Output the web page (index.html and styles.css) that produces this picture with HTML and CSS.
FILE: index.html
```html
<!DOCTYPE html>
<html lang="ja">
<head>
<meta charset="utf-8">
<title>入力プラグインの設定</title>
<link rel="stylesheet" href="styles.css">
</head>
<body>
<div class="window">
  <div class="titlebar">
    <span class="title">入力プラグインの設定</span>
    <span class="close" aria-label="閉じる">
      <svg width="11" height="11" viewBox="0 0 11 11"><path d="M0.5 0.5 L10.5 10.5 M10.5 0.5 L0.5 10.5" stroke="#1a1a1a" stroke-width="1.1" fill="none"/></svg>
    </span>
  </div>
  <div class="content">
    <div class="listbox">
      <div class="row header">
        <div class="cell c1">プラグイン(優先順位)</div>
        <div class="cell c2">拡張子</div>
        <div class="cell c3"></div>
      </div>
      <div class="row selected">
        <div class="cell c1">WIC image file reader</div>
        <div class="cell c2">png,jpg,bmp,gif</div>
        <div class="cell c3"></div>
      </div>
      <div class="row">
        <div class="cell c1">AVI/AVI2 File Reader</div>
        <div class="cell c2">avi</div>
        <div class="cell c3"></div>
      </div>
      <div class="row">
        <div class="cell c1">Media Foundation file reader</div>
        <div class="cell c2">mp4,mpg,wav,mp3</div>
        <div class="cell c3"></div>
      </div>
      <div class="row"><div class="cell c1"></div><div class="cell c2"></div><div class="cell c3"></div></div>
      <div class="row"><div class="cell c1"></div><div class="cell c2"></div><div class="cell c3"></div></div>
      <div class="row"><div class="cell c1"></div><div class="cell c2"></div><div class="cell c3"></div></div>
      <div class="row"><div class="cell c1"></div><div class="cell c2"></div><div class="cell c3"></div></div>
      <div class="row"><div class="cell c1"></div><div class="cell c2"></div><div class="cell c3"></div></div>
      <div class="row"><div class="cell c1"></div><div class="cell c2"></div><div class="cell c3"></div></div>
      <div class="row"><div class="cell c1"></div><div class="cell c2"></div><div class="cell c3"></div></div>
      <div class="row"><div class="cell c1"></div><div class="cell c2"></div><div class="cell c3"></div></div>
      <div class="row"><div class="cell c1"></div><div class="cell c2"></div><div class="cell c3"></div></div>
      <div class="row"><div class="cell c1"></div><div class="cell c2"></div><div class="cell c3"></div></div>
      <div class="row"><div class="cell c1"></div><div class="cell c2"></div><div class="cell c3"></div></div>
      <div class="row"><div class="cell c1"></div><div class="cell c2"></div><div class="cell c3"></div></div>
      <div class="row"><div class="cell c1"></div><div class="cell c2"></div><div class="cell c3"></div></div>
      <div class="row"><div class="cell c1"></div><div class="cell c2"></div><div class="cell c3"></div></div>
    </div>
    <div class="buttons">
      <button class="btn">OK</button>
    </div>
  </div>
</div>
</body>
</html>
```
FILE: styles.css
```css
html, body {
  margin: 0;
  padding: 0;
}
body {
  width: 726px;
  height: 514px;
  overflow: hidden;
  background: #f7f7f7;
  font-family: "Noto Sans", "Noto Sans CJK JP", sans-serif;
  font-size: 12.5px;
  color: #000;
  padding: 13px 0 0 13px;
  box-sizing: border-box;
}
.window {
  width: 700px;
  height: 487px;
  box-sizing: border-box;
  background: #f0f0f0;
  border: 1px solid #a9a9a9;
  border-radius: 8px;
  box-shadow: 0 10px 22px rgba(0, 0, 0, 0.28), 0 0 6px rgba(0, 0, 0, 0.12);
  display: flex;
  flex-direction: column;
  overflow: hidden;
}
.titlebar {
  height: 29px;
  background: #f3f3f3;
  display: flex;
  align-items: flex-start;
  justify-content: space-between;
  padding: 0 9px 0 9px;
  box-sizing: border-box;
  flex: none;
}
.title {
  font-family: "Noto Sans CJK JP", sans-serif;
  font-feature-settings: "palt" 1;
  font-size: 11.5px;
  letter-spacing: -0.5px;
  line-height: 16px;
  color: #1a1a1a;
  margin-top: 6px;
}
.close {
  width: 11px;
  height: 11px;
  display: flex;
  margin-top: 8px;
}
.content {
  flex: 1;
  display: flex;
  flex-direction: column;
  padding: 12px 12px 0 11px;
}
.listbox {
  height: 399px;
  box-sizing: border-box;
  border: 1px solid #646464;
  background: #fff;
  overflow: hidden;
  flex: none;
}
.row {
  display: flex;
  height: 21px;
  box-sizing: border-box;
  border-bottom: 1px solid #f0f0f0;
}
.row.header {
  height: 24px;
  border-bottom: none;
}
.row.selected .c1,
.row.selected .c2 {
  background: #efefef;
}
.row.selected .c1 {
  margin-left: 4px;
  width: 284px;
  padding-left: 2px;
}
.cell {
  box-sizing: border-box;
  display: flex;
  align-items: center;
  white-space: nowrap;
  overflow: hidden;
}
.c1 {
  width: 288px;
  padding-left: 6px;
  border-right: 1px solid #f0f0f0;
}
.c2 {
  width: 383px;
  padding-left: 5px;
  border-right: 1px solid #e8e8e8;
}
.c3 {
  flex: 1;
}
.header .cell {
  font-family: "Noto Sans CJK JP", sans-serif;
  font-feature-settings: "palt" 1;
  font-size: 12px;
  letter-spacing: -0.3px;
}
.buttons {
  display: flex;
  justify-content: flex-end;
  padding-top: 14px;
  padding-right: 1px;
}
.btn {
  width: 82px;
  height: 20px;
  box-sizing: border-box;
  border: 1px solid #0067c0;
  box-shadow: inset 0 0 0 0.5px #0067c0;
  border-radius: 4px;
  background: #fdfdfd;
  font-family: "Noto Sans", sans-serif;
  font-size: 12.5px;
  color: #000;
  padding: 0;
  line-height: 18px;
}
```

******************************

§ **Exercise directions**
Return every line exactly.

§ **Correct response**
Output the web page (index.html and styles.css) that produces this picture with HTML and CSS.
FILE: index.html
```html
<!DOCTYPE html>
<html lang="ja">
<head>
<meta charset="utf-8">
<title>入力プラグインの設定</title>
<link rel="stylesheet" href="styles.css">
</head>
<body>
<div class="window">
  <div class="titlebar">
    <span class="title">入力プラグインの設定</span>
    <span class="close" aria-label="閉じる">
      <svg width="11" height="11" viewBox="0 0 11 11"><path d="M0.5 0.5 L10.5 10.5 M10.5 0.5 L0.5 10.5" stroke="#1a1a1a" stroke-width="1.1" fill="none"/></svg>
    </span>
  </div>
  <div class="content">
    <div class="listbox">
      <div class="row header">
        <div class="cell c1">プラグイン(優先順位)</div>
        <div class="cell c2">拡張子</div>
        <div class="cell c3"></div>
      </div>
      <div class="row selected">
        <div class="cell c1">WIC image file reader</div>
        <div class="cell c2">png,jpg,bmp,gif</div>
        <div class="cell c3"></div>
      </div>
      <div class="row">
        <div class="cell c1">AVI/AVI2 File Reader</div>
        <div class="cell c2">avi</div>
        <div class="cell c3"></div>
      </div>
      <div class="row">
        <div class="cell c1">Media Foundation file reader</div>
        <div class="cell c2">mp4,mpg,wav,mp3</div>
        <div class="cell c3"></div>
      </div>
      <div class="row"><div class="cell c1"></div><div class="cell c2"></div><div class="cell c3"></div></div>
      <div class="row"><div class="cell c1"></div><div class="cell c2"></div><div class="cell c3"></div></div>
      <div class="row"><div class="cell c1"></div><div class="cell c2"></div><div class="cell c3"></div></div>
      <div class="row"><div class="cell c1"></div><div class="cell c2"></div><div class="cell c3"></div></div>
      <div class="row"><div class="cell c1"></div><div class="cell c2"></div><div class="cell c3"></div></div>
      <div class="row"><div class="cell c1"></div><div class="cell c2"></div><div class="cell c3"></div></div>
      <div class="row"><div class="cell c1"></div><div class="cell c2"></div><div class="cell c3"></div></div>
      <div class="row"><div class="cell c1"></div><div class="cell c2"></div><div class="cell c3"></div></div>
      <div class="row"><div class="cell c1"></div><div class="cell c2"></div><div class="cell c3"></div></div>
      <div class="row"><div class="cell c1"></div><div class="cell c2"></div><div class="cell c3"></div></div>
      <div class="row"><div class="cell c1"></div><div class="cell c2"></div><div class="cell c3"></div></div>
      <div class="row"><div class="cell c1"></div><div class="cell c2"></div><div class="cell c3"></div></div>
      <div class="row"><div class="cell c1"></div><div class="cell c2"></div><div class="cell c3"></div></div>
      <div class="row"><div class="cell c1"></div><div class="cell c2"></div><div class="cell c3"></div></div>
    </div>
    <div class="buttons">
      <button class="btn">OK</button>
    </div>
  </div>
</div>
</body>
</html>
```
FILE: styles.css
```css
html, body {
  margin: 0;
  padding: 0;
}
body {
  width: 726px;
  height: 514px;
  overflow: hidden;
  background: #f7f7f7;
  font-family: "Noto Sans", "Noto Sans CJK JP", sans-serif;
  font-size: 12.5px;
  color: #000;
  padding: 13px 0 0 13px;
  box-sizing: border-box;
}
.window {
  width: 700px;
  height: 487px;
  box-sizing: border-box;
  background: #f0f0f0;
  border: 1px solid #a9a9a9;
  border-radius: 8px;
  box-shadow: 0 10px 22px rgba(0, 0, 0, 0.28), 0 0 6px rgba(0, 0, 0, 0.12);
  display: flex;
  flex-direction: column;
  overflow: hidden;
}
.titlebar {
  height: 29px;
  background: #f3f3f3;
  display: flex;
  align-items: flex-start;
  justify-content: space-between;
  padding: 0 9px 0 9px;
  box-sizing: border-box;
  flex: none;
}
.title {
  font-family: "Noto Sans CJK JP", sans-serif;
  font-feature-settings: "palt" 1;
  font-size: 11.5px;
  letter-spacing: -0.5px;
  line-height: 16px;
  color: #1a1a1a;
  margin-top: 6px;
}
.close {
  width: 11px;
  height: 11px;
  display: flex;
  margin-top: 8px;
}
.content {
  flex: 1;
  display: flex;
  flex-direction: column;
  padding: 12px 12px 0 11px;
}
.listbox {
  height: 399px;
  box-sizing: border-box;
  border: 1px solid #646464;
  background: #fff;
  overflow: hidden;
  flex: none;
}
.row {
  display: flex;
  height: 21px;
  box-sizing: border-box;
  border-bottom: 1px solid #f0f0f0;
}
.row.header {
  height: 24px;
  border-bottom: none;
}
.row.selected .c1,
.row.selected .c2 {
  background: #efefef;
}
.row.selected .c1 {
  margin-left: 4px;
  width: 284px;
  padding-left: 2px;
}
.cell {
  box-sizing: border-box;
  display: flex;
  align-items: center;
  white-space: nowrap;
  overflow: hidden;
}
.c1 {
  width: 288px;
  padding-left: 6px;
  border-right: 1px solid #f0f0f0;
}
.c2 {
  width: 383px;
  padding-left: 5px;
  border-right: 1px solid #e8e8e8;
}
.c3 {
  flex: 1;
}
.header .cell {
  font-family: "Noto Sans CJK JP", sans-serif;
  font-feature-settings: "palt" 1;
  font-size: 12px;
  letter-spacing: -0.3px;
}
.buttons {
  display: flex;
  justify-content: flex-end;
  padding-top: 14px;
  padding-right: 1px;
}
.btn {
  width: 82px;
  height: 20px;
  box-sizing: border-box;
  border: 1px solid #0067c0;
  box-shadow: inset 0 0 0 0.5px #0067c0;
  border-radius: 4px;
  background: #fdfdfd;
  font-family: "Noto Sans", sans-serif;
  font-size: 12.5px;
  color: #000;
  padding: 0;
  line-height: 18px;
}
```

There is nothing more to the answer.